Odnotował silny wzrost, ale jednocześnie kwietniowy wynik był jednym z najgorszych w ponad 40-letniej historii indeksu Conference Board. Podobnie było z indeksem nastrojów konsumentów na Starym Kontynencie, który podany został wczoraj. Kwietniowy rezultat był trzecim najgorszym w ponad 20-letniej historii tego wskaźnika. Takie przykłady można mnożyć. To najlepiej pokazuje, w jak dużym stopniu dobra koniunktura na giełdach ma psychologiczne podłoże.

Równocześnie pojawiają się symptomy podkopujące podstawy wiosennej poprawy koniunktury giełdowej. Napływające coraz bardziej szczegółowe wiadomości dotyczące wyników "stress testu" dla amerykańskich banków potwierdzają, że sytuacja w tym sektorze wciąż jeszcze jest daleka od uzdrowienia. Jednocześnie ryzykowne wydaje się założenie, na jakim badanie zostało oparte, a dotyczące wzrostu PKB Stanów Zjednoczonych w przyszłym roku o 0,5 proc. Taki szacunek będzie zapewne dla inwestorów punktem orientacyjnym. Wątpliwości co do możliwości osiągnięcia takiego wzrostu będą zapewne traktowane jako element przemawiający przeciwko wierze w zażegnanie kryzysu sektora finansowego.

Innym objawem podkopywania fundamentów dobrych nastrojów jest zachowanie rynku obligacji długoterminowych w USA. Po miesiącu od decyzji Fedu o skupie papierów skarbowych, rentowność 10-latek wróciła powyżej 3 proc.

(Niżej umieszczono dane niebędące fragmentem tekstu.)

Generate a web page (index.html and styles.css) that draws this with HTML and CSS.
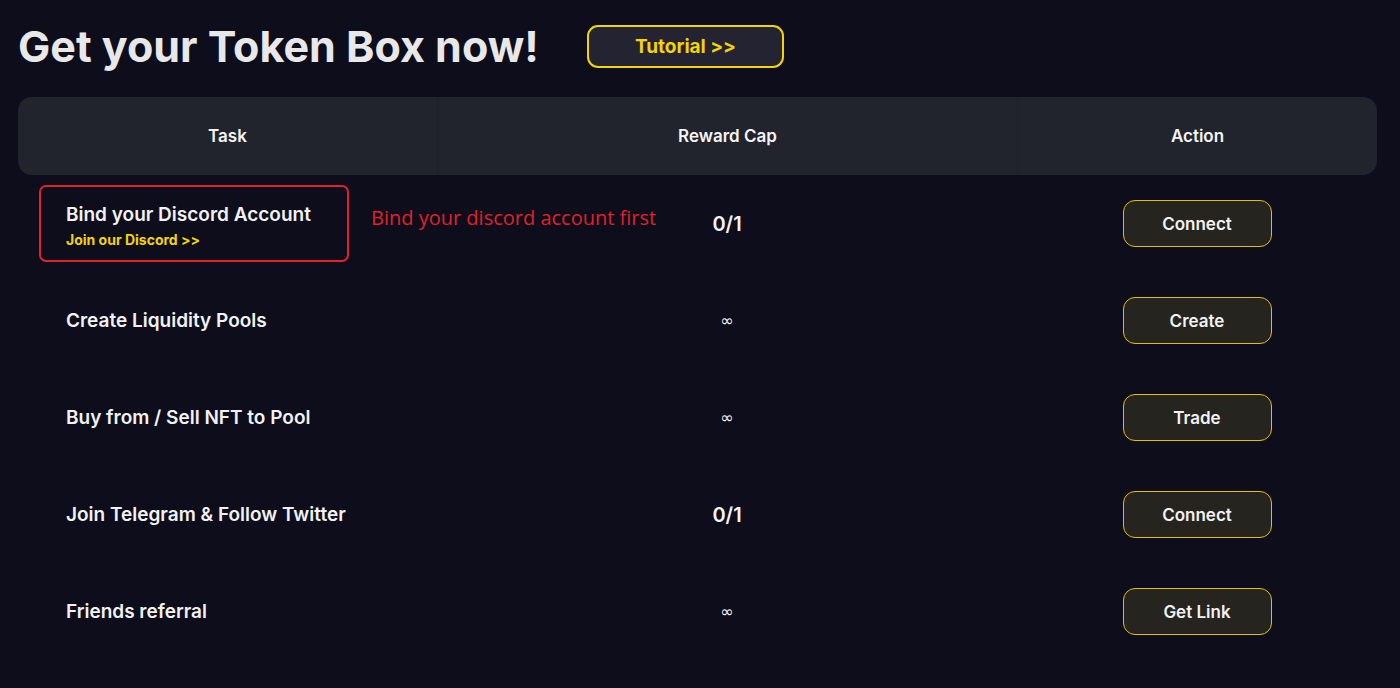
FILE: index.html
```html
<!DOCTYPE html>
<html lang="en">
<head>
<meta charset="utf-8">
<title>Get your Token Box now!</title>
<link rel="stylesheet" href="styles.css">
</head>
<body>
<div class="page">
  <div class="top">
    <h1 class="title">Get your Token Box now!</h1>
    <button class="tutorial">Tutorial &gt;&gt;</button>
  </div>
  <div class="table">
    <div class="head">
      <div class="hcell">Task</div>
      <div class="hcell">Reward Cap</div>
      <div class="hcell">Action</div>
    </div>
    <div class="row first">
      <div class="task">
        <div class="highlight">
          <div class="task-name">Bind your Discord Account</div>
          <div class="task-link">Join our Discord &gt;&gt;</div>
        </div>
        <div class="note">Bind your discord account first</div>
      </div>
      <div class="cap">0/1</div>
      <div class="action"><button class="btn">Connect</button></div>
    </div>
    <div class="row">
      <div class="task"><div class="task-name">Create Liquidity Pools</div></div>
      <div class="cap inf">∞</div>
      <div class="action"><button class="btn">Create</button></div>
    </div>
    <div class="row">
      <div class="task"><div class="task-name">Buy from / Sell NFT to Pool</div></div>
      <div class="cap inf">∞</div>
      <div class="action"><button class="btn">Trade</button></div>
    </div>
    <div class="row">
      <div class="task"><div class="task-name">Join Telegram &amp; Follow Twitter</div></div>
      <div class="cap">0/1</div>
      <div class="action"><button class="btn">Connect</button></div>
    </div>
    <div class="row">
      <div class="task"><div class="task-name">Friends referral</div></div>
      <div class="cap inf">∞</div>
      <div class="action"><button class="btn">Get Link</button></div>
    </div>
  </div>
</div>
</body>
</html>
```
FILE: styles.css
```css
* { box-sizing: border-box; }
html, body {
  margin: 0;
  padding: 0;
  background: #0d0d1b;
  height: 100%;
  overflow: hidden;
}
body {
  font-family: Inter, "Noto Sans", sans-serif;
  color: #f2f2f2;
}
.page {
  padding: 25px 23px 0 18px;
}
.top {
  display: flex;
  align-items: center;
  height: 42px;
  margin-bottom: 30px;
}
.title {
  margin: 0;
  font-family: Inter, sans-serif;
  font-size: 43px;
  font-weight: 700;
  color: #e8e8e8;
  width: 569px;
  line-height: 42px;
}
.tutorial {
  width: 197px;
  height: 43px;
  border: 2px solid #f3d500;
  border-radius: 11px;
  background: #232332;
  color: #f5d400;
  font-family: Inter, sans-serif;
  font-size: 19px;
  font-weight: 700;
  padding: 0;
}
.table {
  width: 1359px;
}
.head {
  display: grid;
  grid-template-columns: 419px 580px 360px;
  height: 78px;
  background: #21232d;
  border-radius: 14px;
}
.hcell {
  display: flex;
  align-items: center;
  justify-content: center;
  font-size: 17px;
  font-weight: 600;
  color: #f4f4f4;
}
.hcell + .hcell {
  border-left: 1px solid #1f212a;
}
.row {
  display: grid;
  grid-template-columns: 419px 580px 360px;
  height: 97px;
  align-items: center;
}
.task {
  position: relative;
  padding-left: 48px;
  height: 100%;
  display: flex;
  align-items: center;
}
.task-name {
  font-size: 19px;
  font-weight: 600;
  color: #f2f2f2;
}
.first .task {
  padding-left: 21px;
}
.highlight {
  width: 310px;
  height: 77px;
  border: 2px solid #e0222c;
  border-radius: 7px;
  padding: 16px 0 0 25px;
}
.task-link {
  margin-top: 5px;
  font-size: 14px;
  font-weight: 700;
  color: #f5d400;
}
.note {
  position: absolute;
  left: 353px;
  top: 29px;
  white-space: nowrap;
  font-family: "Open Sans", "Noto Sans", sans-serif;
  font-size: 20px;
  color: #e0202a;
}
.cap {
  text-align: center;
  font-size: 20px;
  font-weight: 600;
  color: #f4f4f4;
}
.cap.inf {
  font-size: 16px;
  font-weight: 400;
  font-family: "DejaVu Sans", sans-serif;
}
.action {
  display: flex;
  justify-content: center;
}
.btn {
  width: 149px;
  height: 47px;
  border: 1.5px solid #e3c000;
  border-radius: 12px;
  background: #26241e;
  color: #f2f2f2;
  font-family: Inter, sans-serif;
  font-size: 17px;
  font-weight: 600;
  padding: 0;
}
```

Został zniwelowany zatem w całości spadek, jaki nastąpił po marcowej decyzji Fedu. Ma to w dużym stopniu związek z dobrymi nastrojami na rynkach akcji, co zniechęca do bezpiecznych lokat, ale też pokazuje malejące możliwości oddziaływania na procesy gospodarcze władz monetarnych i rządów. Co mogły zrobić, to już uczyniły. Trzeba teraz czekać na efekty. Sygnały o wciąż malejącej akcji kredytowej w strefie euro pokazują, że wciąż ich brakuje.

Rosnąca rentowność obligacji ma znaczenie nie tylko z punktu widzenia skuteczności wysiłków mających na celu zbicie kosztów kredytów hipotecznych (w USA popularna jest stała stopa procentowa, bazująca na dochodowości 30-letnich obligacji). Chodzi również o atrakcyjność wycen giełdowych w warunkach malejących zysków firm. Doświadczamy tego również u nas, gdzie pierwsze duże spółki podające rezultaty za I kwartał, notują pokaźny regres zysków. Tym samym współczynniki wycen stawać się będą coraz mniej atrakcyjne.